De algunos testimonios de Jesús Eguiguren cabe deducirse que el presidente de los socialistas vascos se inclinaría porque fuese el propio Estado, o cuando menos el Gobierno, quien procurase ‘ordenarles la casa’ a los miembros de ETA, contribuyendo a facilitarles la toma de decisiones al ritmo que ellos estén en condiciones de asumir. En cierto sentido, todos los gobiernos han acariciado tal posibilidad, porque en algún momento llegaron a creer que podrían favorecer a buenas que los etarras recapacitasen. Por ejemplo, intentando que sus interlocutores en las conversaciones de Argel y posteriores se hicieran realmente con el control de la trama terrorista.

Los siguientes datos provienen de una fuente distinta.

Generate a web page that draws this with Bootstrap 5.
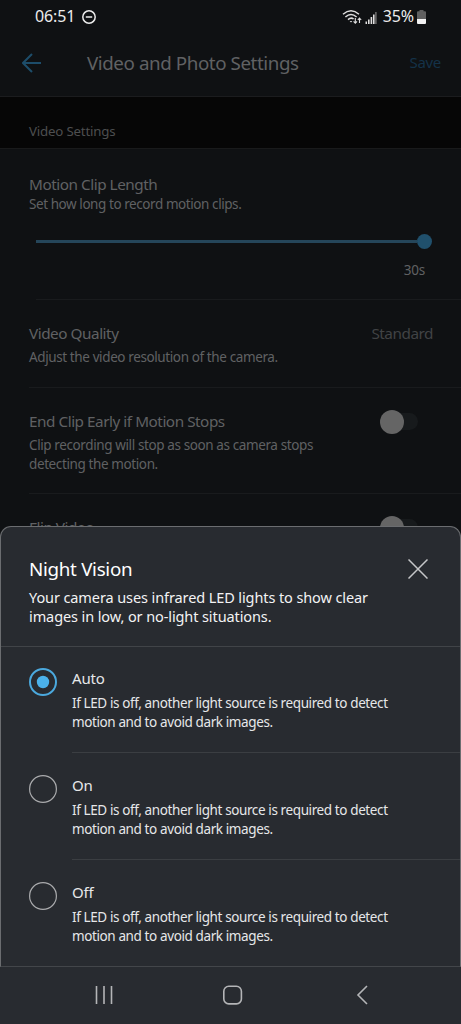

Pero sería vano e improcedente que hubiese instituciones públicas o partidos democráticos empeñados en ‘ordenar la casa’ a ETA. Es inútil intentarlo, porque no conduce más que al envalentonado ensimismamiento de la banda etarra. Además resulta imposible perseverar en ello sin restar legitimidad al propio sistema democrático.
El orden lo establece el Estado de Derecho, incluidas sus contradicciones y ‘troitiños’. Como se está demostrando en el caso de la izquierda abertzale, es la aceptación de las reglas de la democracia constitucional lo que contribuye a ordenar las cosas entre quienes hasta ayer trataban de echarla abajo para instaurar un régimen todo menos libre. Incluso si la coalición Bildu es anulada judicialmente como opción electoral, la amplia mayoría de las bases radicales habrá recorrido un camino sin retorno. Sería también la aceptación de las reglas de la democracia constitucional lo que haría que los integrantes de ETA renunciasen de forma expresa y creíble al uso de la violencia. Aunque ésta es una perspectiva que quizá nunca se dé; sencillamente porque la banda terrorista no está dotada de los protocolos de decisión precisos para autodisolverse. Protocolos que nadie puede facilitarle desde fuera, y que en una situación de extrema debilidad es prácticamente imposible que se generen desde dentro. De ahí que deba ser el Estado de Derecho el que establezca el orden al que tengan que atenerse individualmente los actuales integrantes de ETA para salir del laberinto engendrado por su fanatismo. Algo que es tan verdad hoy como lo será cuando el PP consiga hacerse con el Gobierno de España.